New York's Increasing Taxes Hurting Businesses

New York continues to raise its tax rates on tobacco products, and the negative effects on local businesses are starting to kick in. It was recently announced that the state would increase its tax on Other Tobacco Products (OTP) to 75 percent of the wholesale price. The new rate marks a significant jump from the current rate of 46 percent, and will be enacted beginning on August 1, 2010. The rate increase is said to be necessary to help bandage a state budget deficit of over $9 billion. While it's intended to help New York's budget problems, it is also destroying many local businesses who rely on tobacco products to make a living.

One example of the negative effects caused by ballooning taxes is the Uptown Cigar Store in Kingston, New York. Michelle Tuchman, Uptown's owner, decided to close shop and move to Florida after the tax announcement was made. With such high taxes, Tuchman noted that it would become nearly impossible for New York shop owners to compete with neighboring states and online sources that can offer lower prices to customers due to tax advantages.


For instance, nearby Pennsylvania does not tax cigars, New Jersey's tax rate on the products is 30 percent, and many online retailers allow customers to bypass paying local taxes. All a New York resident has to do to get cheaper cigars is gas up their car, pay some tolls, and take a short trip out of state to get what they want. Even better, a person can order cigars on their computer from the comfort of their home. Needless to say, when you combine the cheaper alternatives with a tax rate that continues to rise, many New York retailers face the similar decision like Tuchman of having to close up shop and move.

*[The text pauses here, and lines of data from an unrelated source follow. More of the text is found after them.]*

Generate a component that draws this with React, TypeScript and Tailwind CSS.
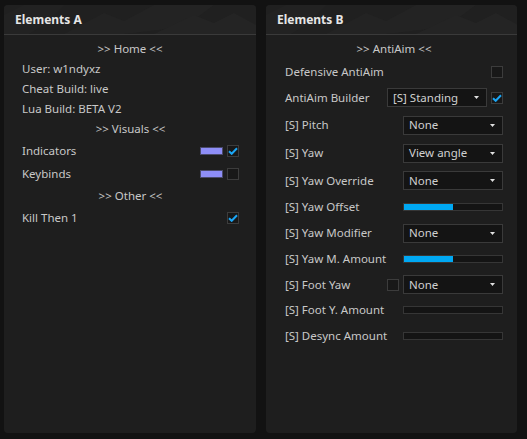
import React from "react"

const font = { fontFamily: '"Noto Sans", "Open Sans", sans-serif' }

function Check({ on }: { on?: boolean }) {
  return (
    <div className="w-[12px] h-[12px] border border-[#3c3c3c] bg-[#181818] flex items-center justify-center shrink-0">
      {on && (
        <svg width="10" height="8" viewBox="0 0 10 8">
          <path d="M1 4.2 L3.7 6.8 L9 1.2" fill="none" stroke="#1ba6f5" strokeWidth="2" />
        </svg>
      )}
    </div>
  )
}

function Swatch() {
  return <div className="w-[23px] h-[8px] bg-[#8e8ef7] border border-[#4a4a6a]" />
}

function Dropdown({ value }: { value: string }) {
  return (
    <div className="w-[100px] h-[19px] bg-[#141414] border border-[#3a3a3a] flex items-center justify-between pl-[5px] pr-[7px] text-[#d0d0d0]">
      <span className="leading-none">{value}</span>
      <svg width="5" height="3" viewBox="0 0 5 3">
        <path d="M0 0 H5 L2.5 3 Z" fill="#e0e0e0" />
      </svg>
    </div>
  )
}

function Slider({ pct }: { pct: number }) {
  return (
    <div className="w-[100px] h-[8px] bg-[#141414] border border-[#363636]">
      <div className="h-full bg-[#00a8f3]" style={{ width: `${pct}%` }} />
    </div>
  )
}

function Header({ title }: { title: string }) {
  return (
    <div className="relative h-[30px] bg-[#202020] border-b border-[#3a3a3a] overflow-hidden rounded-t-[4px]">
      <svg className="absolute inset-0" width="252" height="29" viewBox="0 0 252 29" preserveAspectRatio="none">
        <polygon points="60,29 100,8 120,16 150,0 210,0 180,22 120,29" fill="#232323" />
        <polygon points="0,10 20,0 60,0 40,20 25,29 0,29" fill="#222222" />
        <polygon points="150,29 190,10 210,18 230,8 252,20 252,29" fill="#242424" />
      </svg>
      <div className="relative pl-[11px] h-full flex items-center text-[12px] font-bold text-[#e6e6e6]">{title}</div>
    </div>
  )
}

function Row({ h, children, center }: { h: string; children: React.ReactNode; center?: boolean }) {
  return (
    <div className={`${h} flex items-center ${center ? "justify-center" : "justify-between"}`}>{children}</div>
  )
}

export default function App() {
  return (
    <div style={font} className="w-[527px] h-[439px] bg-[#121212] flex gap-[10px] pl-[4px] pt-[5px] pb-[6px] text-[11.5px] text-[#c8c8c8]">
      <div className="w-[252px] bg-[#1e1e1e] rounded-[4px] flex flex-col">
        <Header title="Elements A" />
        <div className="pt-[3px] pl-[18px] pr-[17px] flex flex-col">
          <Row h="h-[21px]" center><span className="pr-[1px]">&gt;&gt; Home &lt;&lt;</span></Row>
          <Row h="h-[20px]"><span>User: w1ndyxz</span></Row>
          <Row h="h-[20px]"><span>Cheat Build: live</span></Row>
          <Row h="h-[20px]"><span>Lua Build: BETA V2</span></Row>
          <Row h="h-[20px]" center><span>&gt;&gt; Visuals &lt;&lt;</span></Row>
          <Row h="h-[23px]">
            <span>Indicators</span>
            <div className="flex items-center gap-[4px]"><Swatch /><Check on /></div>
          </Row>
          <Row h="h-[23px]">
            <span>Keybinds</span>
            <div className="flex items-center gap-[4px]"><Swatch /><Check /></div>
          </Row>
          <Row h="h-[22px]" center><span>&gt;&gt; Other &lt;&lt;</span></Row>
          <Row h="h-[22px]">
            <span>Kill Then 1</span>
            <Check on />
          </Row>
        </div>
      </div>

      <div className="w-[251px] bg-[#1e1e1e] rounded-[4px] flex flex-col">
        <Header title="Elements B" />
        <div className="pt-[3px] pl-[19px] pr-[14px] flex flex-col">
          <Row h="h-[21px]" center><span>&gt;&gt; AntiAim &lt;&lt;</span></Row>
          <Row h="h-[25px]">
            <span>Defensive AntiAim</span>
            <Check />
          </Row>
          <Row h="h-[27px]">
            <span>AntiAim Builder</span>
            <div className="flex items-center gap-[4px]"><Dropdown value="[S] Standing" /><Check on /></div>
          </Row>
          <Row h="h-[28px]"><span>[S] Pitch</span><Dropdown value="None" /></Row>
          <Row h="h-[28px]"><span>[S] Yaw</span><Dropdown value="View angle" /></Row>
          <Row h="h-[27px]"><span>[S] Yaw Override</span><Dropdown value="None" /></Row>
          <Row h="h-[26px]"><span>[S] Yaw Offset</span><Slider pct={50} /></Row>
          <Row h="h-[26px]"><span>[S] Yaw Modifier</span><Dropdown value="None" /></Row>
          <Row h="h-[26px]"><span>[S] Yaw M. Amount</span><Slider pct={50} /></Row>
          <Row h="h-[25px]">
            <span>[S] Foot Yaw</span>
            <div className="flex items-center gap-[4px]"><Check /><Dropdown value="None" /></div>
          </Row>
          <Row h="h-[26px]"><span>[S] Foot Y. Amount</span><Slider pct={0} /></Row>
          <Row h="h-[25px]"><span>[S] Desync Amount</span><Slider pct={0} /></Row>
        </div>
      </div>
    </div>
  )
}
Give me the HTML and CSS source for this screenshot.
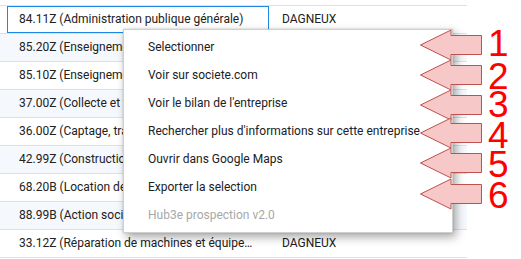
FILE: index.html
```html
<!DOCTYPE html>
<html lang="fr">
<head>
    <meta charset="UTF-8">
    <meta name="viewport" content="width=device-width, initial-scale=1.0">
    <title>Hub3e prospection</title>
    <link rel="stylesheet" href="styles.css">
</head>
<body>
    <div class="grid">
        <div class="row">
            <div class="cell naf selected">84.11Z (Administration publique générale)</div>
            <div class="cell city">DAGNEUX</div>
        </div>
        <div class="row odd">
            <div class="cell naf">85.20Z (Enseignement secondaire)</div>
            <div class="cell city">DAGNEUX</div>
        </div>
        <div class="row">
            <div class="cell naf">85.10Z (Enseignement pré-primaire)</div>
            <div class="cell city">DAGNEUX</div>
        </div>
        <div class="row odd">
            <div class="cell naf">37.00Z (Collecte et traitement des eaux usées)</div>
            <div class="cell city">DAGNEUX</div>
        </div>
        <div class="row">
            <div class="cell naf">36.00Z (Captage, traitement et distribution d'eau)</div>
            <div class="cell city">DAGNEUX</div>
        </div>
        <div class="row odd">
            <div class="cell naf">42.99Z (Construction d'autres ouvrages de génie civil)</div>
            <div class="cell city">DAGNEUX</div>
        </div>
        <div class="row">
            <div class="cell naf">68.20B (Location de terrains et d'autres biens immobiliers)</div>
            <div class="cell city">DAGNEUX</div>
        </div>
        <div class="row odd">
            <div class="cell naf">88.99B (Action sociale sans hébergement n.c.a.)</div>
            <div class="cell city">DAGNEUX</div>
        </div>
        <div class="row">
            <div class="cell naf">33.12Z (Réparation de machines et équipements mécaniques)</div>
            <div class="cell city">DAGNEUX</div>
        </div>
    </div>

    <ul class="menu">
        <li>Selectionner</li>
        <li>Voir sur societe.com</li>
        <li>Voir le bilan de l'entreprise</li>
        <li>Rechercher plus d'informations sur cette entreprise</li>
        <li>Ouvrir dans Google Maps</li>
        <li>Exporter la selection</li>
        <li class="disabled">Hub3e prospection v2.0</li>
    </ul>

    <svg class="callouts" width="521" height="259" viewBox="0 0 521 259">
        <g class="arrow">
            <polygon points="420.5,45 451,30 451,35.5 481.5,35.5 481.5,54.5 451,54.5 451,60"/>
            <polygon points="420.5,75 451,60 451,65.5 481.5,65.5 481.5,84.5 451,84.5 451,90"/>
            <polygon points="420.5,105 451,90 451,95.5 481.5,95.5 481.5,114.5 451,114.5 451,120"/>
            <polygon points="420.5,133 451,118 451,123.5 481.5,123.5 481.5,142.5 451,142.5 451,148"/>
            <polygon points="420.5,163 451,148 451,153.5 481.5,153.5 481.5,172.5 451,172.5 451,178"/>
            <polygon points="420.5,194 451,179 451,184.5 481.5,184.5 481.5,203.5 451,203.5 451,209"/>
        </g>
        <g class="num">
            <text x="488" y="56">1</text>
            <text x="488" y="89">2</text>
            <text x="488" y="117">3</text>
            <text x="488" y="148">4</text>
            <text x="488" y="177">5</text>
            <text x="488" y="208">6</text>
        </g>
    </svg>
</body>
</html>
```

FILE: styles.css
```css
body, html {
    margin: 0;
    padding: 0;
    font-family: Roboto, Arial, sans-serif;
    font-size: 12px;
    color: #212121;
    background-color: white;
}

.grid {
    width: 467px;
    margin-top: 5px;
    border-top: 1px solid #e0e0e0;
}

.row {
    display: flex;
    height: 27px;
    padding-left: 7px;
    border-bottom: 1px solid #e0e0e0;
}

.row.odd {
    background-color: #f5f8fc;
}

.cell {
    box-sizing: border-box;
    height: 27px;
    line-height: 25px;
    border: 1px solid transparent;
    white-space: nowrap;
    overflow: hidden;
    text-overflow: ellipsis;
}

.cell.naf {
    width: 262px;
    padding: 0 11px;
}

.cell.city {
    padding-left: 12px;
}

.cell.selected {
    border-color: #1e88e5;
}

.menu {
    position: absolute;
    left: 123px;
    top: 29px;
    width: 330px;
    box-sizing: border-box;
    margin: 0;
    padding: 3px 0;
    list-style: none;
    background-color: white;
    border: 1px solid #cfcfcf;
    box-shadow: 3px 4px 9px rgba(0, 0, 0, 0.35), 0 0 2px rgba(0, 0, 0, 0.15);
}

.menu li {
    height: 28px;
    line-height: 28px;
    padding-left: 24px;
    color: #202124;
    white-space: nowrap;
}

.menu li.disabled {
    color: #a8a8a8;
}

.callouts {
    position: absolute;
    left: 0;
    top: 0;
    pointer-events: none;
}

.arrow polygon {
    fill: #f6c8c8;
    stroke: #c0504d;
    stroke-width: 1;
}

.num text {
    fill: #ff0000;
    font-family: "Liberation Sans", Arial, sans-serif;
    font-size: 37px;
}
```
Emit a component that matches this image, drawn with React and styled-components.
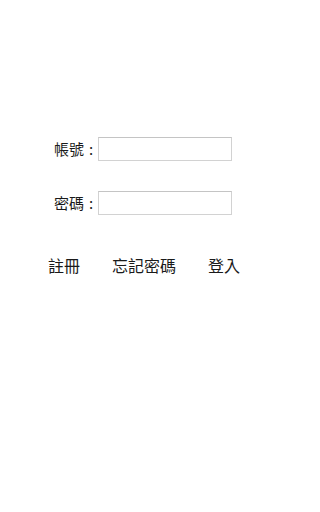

When Tuchman started her business in 1996, New York's tax rate on cigar products was only 20 percent, a reasonable figure. It's hard to believe that it could have spiked all the way to 75 percent in just 13 years, but it seems as if it will have the opposite effect that the state intended. By making it nearly impossible for its local retailers to be profitable, New York is forcing many owners and customers to take their business elsewhere. This not only kills the local economy, but it also will cut into the tax revenue the state had hoped for, leaving the budget unfixed and many residents out in the cold. One has to wonder when the next hike will take place, as the proposed tax rate was originally 90 percent.